La carte de Facebook dévoile les comtés à travers les États-Unis selon le pourcentage de personnes présentant des symptômes, en codant par couleur chaque région avec une nuance de rouge. Des nuances plus claires indiquent des pourcentages plus faibles de personnes présentant des symptômes, et un rouge foncé fait référence aux comtés avec 2,4% ou plus de la population signalant des symptômes de COVID-19.
Facebook compte lancer des enquêtes similaires dès cette semaine à l'échelle mondiale pour créer des cartes fournissant des données de comptage en vue de mieux prédire la propagation du coronavirus à travers chaque localité.
Mais ce n’est pas tout. L’entreprise basée à Menlo Park, en Californie, a également saisi cette crise pour se débarrasser de l’un des stéréotypes qui lui collent le plus à la peau, celui d’usine de Fake News.
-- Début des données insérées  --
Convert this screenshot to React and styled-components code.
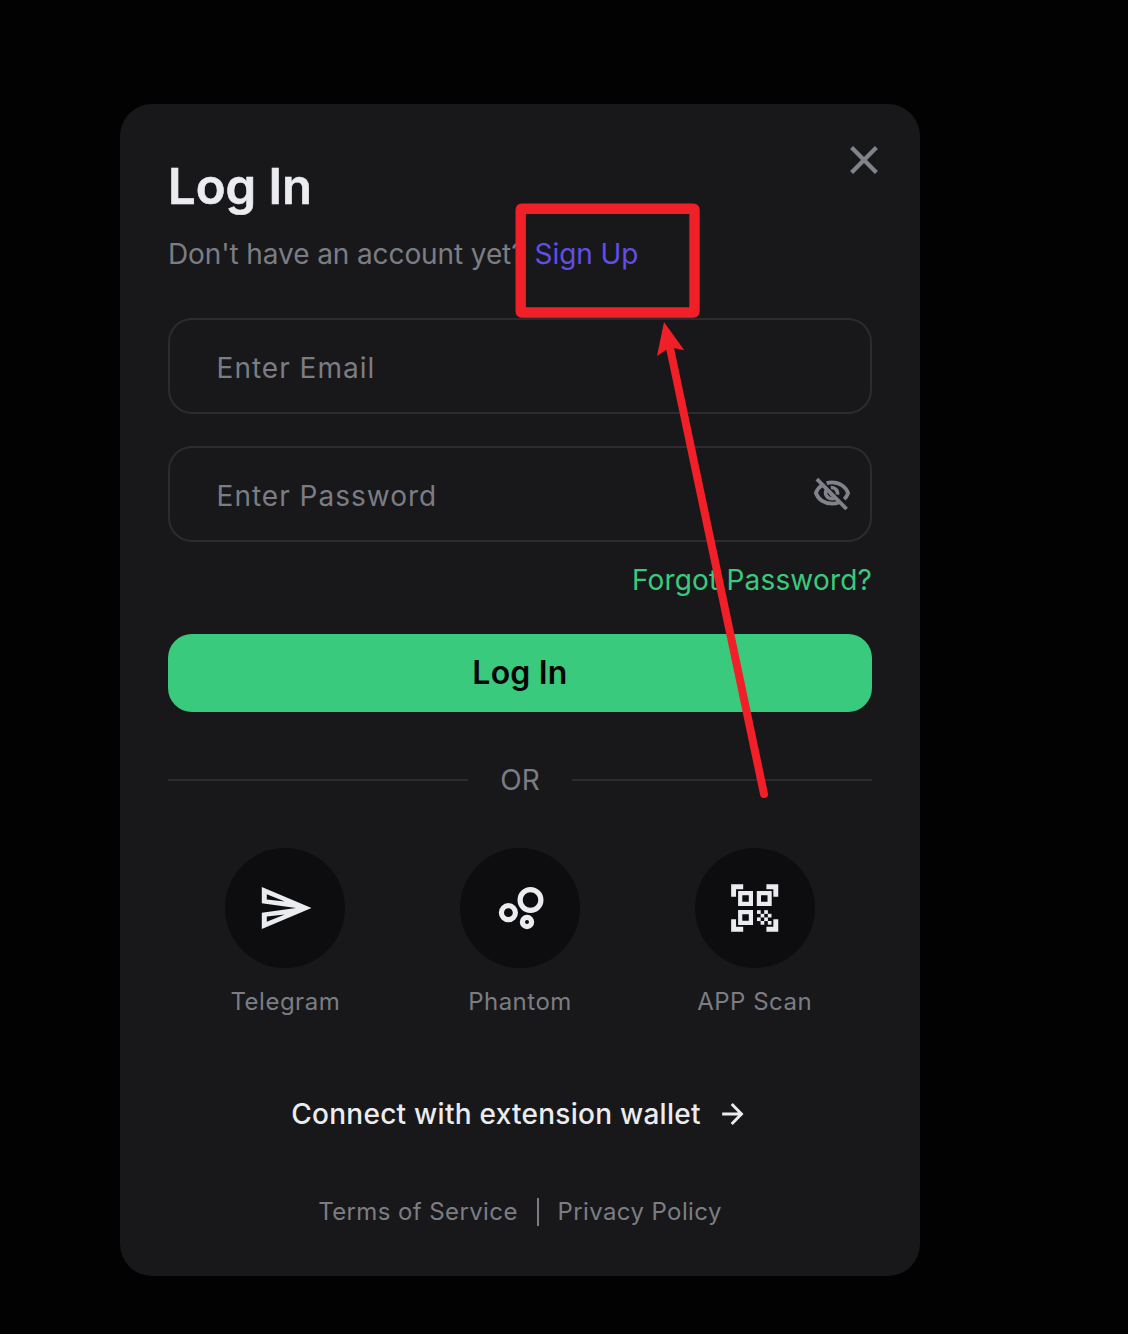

Au cours du mois dernier, Facebook, ainsi que Twitter, ont tous deux déployé de nouvelles politiques relativement agressives conçues pour protéger les utilisateurs contre le contenu contredisant les conseils d'experts en santé, en particulier tout ce qui pourrait entraîner des dommages dans le monde réel.
Fin mars, Twitter a mis à jour sa politique de sécurité pour interdire tous les tweets qui "pourraient exposer les gens à un risque plus élevé de transmission de COVID-19". La plateforme interdit désormais les tweets affirmant que la distanciation sociale ne fonctionne pas. Il en est de même pour tout ce qui s’apparente à un "appel à l'action" qui pourrait promouvoir des comportements à risque, comme encourager les gens à aller dans un bar local.
Dans cette même veine, Facebook a aussi étendu ses règles de plateforme pour correspondre à la menace existentielle pour la santé posée par le coronavirus. Dans sa description des politiques de lutte contre la pandémie, Facebook a indiqué qu'il "supprime la désinformation liée au COVID-19 qui pourrait contribuer à des dommages physiques imminents".
Par exemple, la société a noté qu’en mars elle avait commencé à supprimer "les allégations selon lesquelles la distance physique n’aide pas à empêcher la propagation du coronavirus", tout en avertissant les internautes lorsqu’ils consultent un contenu jugé faux ou trompeur.
"Il y a un certain niveau d'altruisme ici, mais il y a aussi énormément d'opportunisme pour se placer sous un jour très favorable", a déclaré à CNN Jeffrey Chester, le directeur exécutif du Center for Digital Democracy, un groupe de défense des droits à la vie privée.